Four Women Pushing Ivorian Art Forward through Photography

November 12, 2020 | By Audrey Lang

These young and emerging female photographers from Côte d'Ivoire are shaking up Abidjan's art scene.
There's been a tremendous amount of awe-inspiring art coming from the African continent lately.

Photography is no exception. It is one of the most powerful tools used in changing the way in which the West perceives Africa and its diaspora and perhaps the reason why contemporary photography is thriving.

The female gaze is paramount to the way in which the aforementioned visual stories are told and the female photographers here are using their camera lenses to give us glimpses of lands, peoples, histories, and futures unknown. Their individual experiences and perspectives are widening the scope of what is believed to be Côte d'Ivoire. Within the country's capital, Abidjan, there's a creative scene that seems to have sprawled up out of nowhere yet is so rich in its offerings.

 

Akobs

Ivorian Marie Jeanne Akobe, better known as Akobs, is the food, product, and interior photographer whose postgraduate study of marketing affirmed the importance of imagery as a means of selling. Where day-to-day life inspires her street photography, her visits to markets inspire her knack for flat lay food and product photography. A jack of many trades or rather a hustler, she even creates enticing visuals that make onlookers want to visit restaurants and buy homes for sale. Her approach is one centered around stylizing things typically consumed in her West African home but that aren't easy to put on display like galettes. It's a response to a problem prevalent all around the continent. Furthermore, her penchant for colors in the distinct niche she's carved for herself is making people stop and take notice.

 

Aïcha Fall

Ivorian-Senegalese Aïcha Fall is an iPhone photographer and autodidact whose work bridges a gap between her identity, her culture, and her traditions. She's enamoured with such themes as the Black woman and the beauty of the communities she calls home. There lies great strength and originality in the whimsical scenes she puts on display. A creative bursting with ideas—more often than not, she uses things she scrappily finds around her to create magic. She excels at using very little to document that which surrounds her. Her work is also the result of spending copious amounts of time carefully observing. Beyond her website, social media provides her the perfect platform to tell her stories and brands like Vogue Italy are taking notice.

 

Noella Elloh

Noella Elloh is the visual artist and digital strategist behind "Weaving Generations", a fall 2019 photo series that poetically tackles the issue of environmental ruin in Côte d'Ivoire.

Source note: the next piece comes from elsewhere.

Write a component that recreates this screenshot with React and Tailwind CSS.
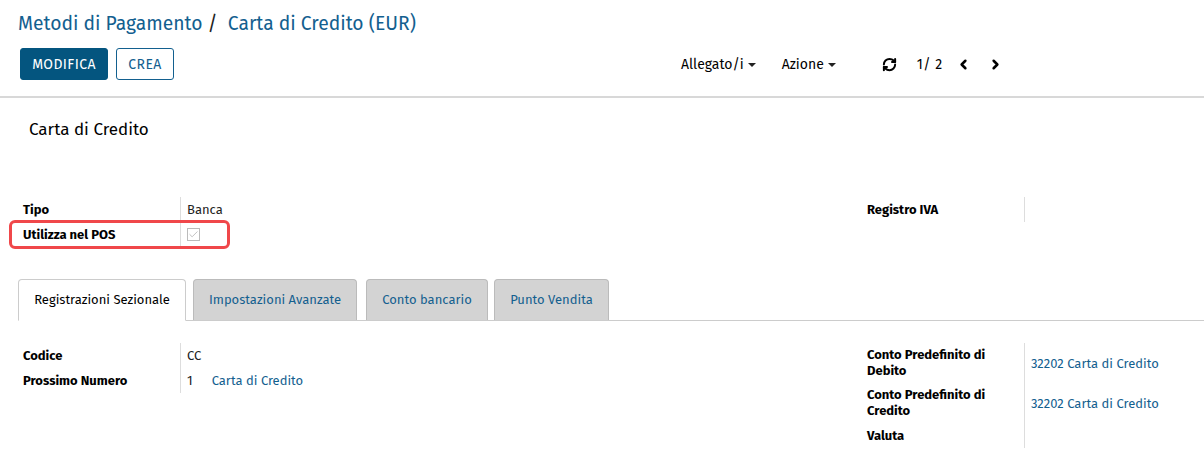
import React from 'react';
import { RefreshCw, ChevronLeft, ChevronRight, Check } from 'lucide-react';

const font = { fontFamily: '"Fira Sans", Lato, "Noto Sans", sans-serif' };

const Caret = () => (
  <span className="inline-block ml-1 align-middle border-x-[4px] border-x-transparent border-t-[4px] border-t-[#222]" />
);

const Field = ({ label, children }) => (
  <div className="flex">
    <div className="w-[157px] shrink-0 font-bold text-[13px] leading-[15px] text-black py-[5px]">{label}</div>
    <div className="flex-1 border-l border-[#ddd] pl-[6px] text-[13px] leading-[15px] flex items-center">{children}</div>
  </div>
);

const TallField = ({ label, children }) => (
  <div className="flex">
    <div className="w-[157px] shrink-0 font-bold text-[13px] leading-[16px] text-black py-[4px]">{label}</div>
    <div className="flex-1 border-l border-[#ddd] pl-[6px] text-[13px] leading-[15px] flex items-center text-[#13608f]">{children}</div>
  </div>
);

export default function App() {
  return (
    <div className="w-[1204px] h-[466px] bg-white text-[#222] relative overflow-hidden" style={font}>
      {/* Control panel */}
      <div className="px-[18px] pt-[12px] pb-[16px] border-b-2 border-[#d8d8d8]">
        <div className="text-[19.3px] leading-[24px] text-[#13608f]">
          Metodi di Pagamento <span className="text-[#222]">/</span>&nbsp; Carta di Credito (EUR)
        </div>
        <div className="flex items-center mt-[12px]">
          <button className="ml-[2px] h-[32px] w-[88px] rounded-[3px] bg-[#04557f] text-white text-[14px] tracking-[0.4px] border border-[#04557f]">MODIFICA</button>
          <button className="ml-[8px] h-[32px] w-[58px] rounded-[3px] bg-white text-[#13608f] text-[14px] tracking-[0.4px] border border-[#13608f]">CREA</button>
          <div className="ml-[507px] flex items-center text-[14px] text-black">
            <span>Allegato/i<Caret /></span>
            <span className="ml-[26px]">Azione<Caret /></span>
            <RefreshCw className="ml-[46px] w-[15px] h-[15px]" strokeWidth={3.2} />
            <span className="ml-[20px] tracking-[0.5px]">1/ 2</span>
            <ChevronLeft className="ml-[13px] w-[15px] h-[15px]" strokeWidth={4} />
            <ChevronRight className="ml-[17px] w-[15px] h-[15px]" strokeWidth={4} />
          </div>
        </div>
      </div>

      {/* Form sheet */}
      <div className="pt-[22px]">
        <div className="pl-[29px] text-[17px] leading-[20px] text-black">Carta di Credito</div>

        <div className="flex mt-[57px] pl-[23px]">
          <div className="flex-1 flex flex-col">
            <Field label="Tipo">Banca</Field>
            <Field label="Utilizza nel POS">
              <span className="w-[13px] h-[13px] border border-[#bbb] flex items-center justify-center">
                <Check className="w-[11px] h-[11px] text-[#bbb]" strokeWidth={2} />
              </span>
            </Field>
          </div>
          <div className="w-[337px] flex flex-col">
            <Field label="Registro IVA"><span className="h-[15px]" /></Field>
          </div>
        </div>

        {/* Tabs */}
        <div className="flex items-end mt-[32px] ml-[18px] border-b border-[#ccc] h-[42px] text-[13px]">
          <div className="h-[42px] w-[168px] -mb-px border border-[#ccc] border-b-white bg-white rounded-t-[4px] flex items-center justify-center text-black">Registrazioni Sezionale</div>
          <div className="ml-[7px] h-[41px] w-[164px] border border-[#bbb] border-b-0 bg-[#d3d3d3] rounded-t-[4px] flex items-center justify-center text-[#13608f]">Impostazioni Avanzate</div>
          <div className="ml-[9px] h-[41px] w-[122px] border border-[#bbb] border-b-0 bg-[#d3d3d3] rounded-t-[4px] flex items-center justify-center text-[#13608f]">Conto bancario</div>
          <div className="ml-[6px] h-[41px] w-[115px] border border-[#bbb] border-b-0 bg-[#d3d3d3] rounded-t-[4px] flex items-center justify-center text-[#13608f]">Punto Vendita</div>
        </div>

        <div className="flex mt-[22px] pl-[23px]">
          <div className="flex-1 flex flex-col self-start">
            <Field label="Codice">CC</Field>
            <Field label="Prossimo Numero">
              <span>1</span>
              <span className="ml-[19px] text-[#13608f]">Carta di Credito</span>
            </Field>
          </div>
          <div className="w-[337px] flex flex-col">
            <TallField label={<>Conto Predefinito di<br />Debito</>}>32202 Carta di Credito</TallField>
            <TallField label={<>Conto Predefinito di<br />Credito</>}>32202 Carta di Credito</TallField>
            <Field label="Valuta"><span className="h-[15px]" /></Field>
          </div>
        </div>
      </div>

      {/* Annotation highlight */}
      <div className="absolute left-[9px] top-[220px] w-[221px] h-[29px] border-[3px] border-[#f0474a] rounded-[6px] pointer-events-none" />
    </div>
  );
}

In 2016, after obtaining her master's in environmental communication at the University of Quebec at Montreal, she returned to Abidjan and set out to tell unwritten stories.

With her camera, she explores identity, heritage, and climate change so as to educate viewers about such things as how urbanization affects the livelihoods of modern-day fishermen. She creates what she calls visual poetry playing with light and color.

 

Saphir Niakadie

When Saphir Niakadie was younger, she bought a camera as a means of replicating what she saw—with age came a voice more focused on concepts and storytelling rooted in exploring the human experience. Today, her fervor for human emotions nurtures how she effectively makes the viewers of her work experience what she captures. Saphir's work connects her homeland and the diaspora—it's black bodies in motion and poignant portraiture aimed at creating a new African narrative. She has taken this new narrative with her in partnerships with Keds, DSW, and homegrown magazine, Milc, and has been featured in Nylon, Vogue, and on Blavity.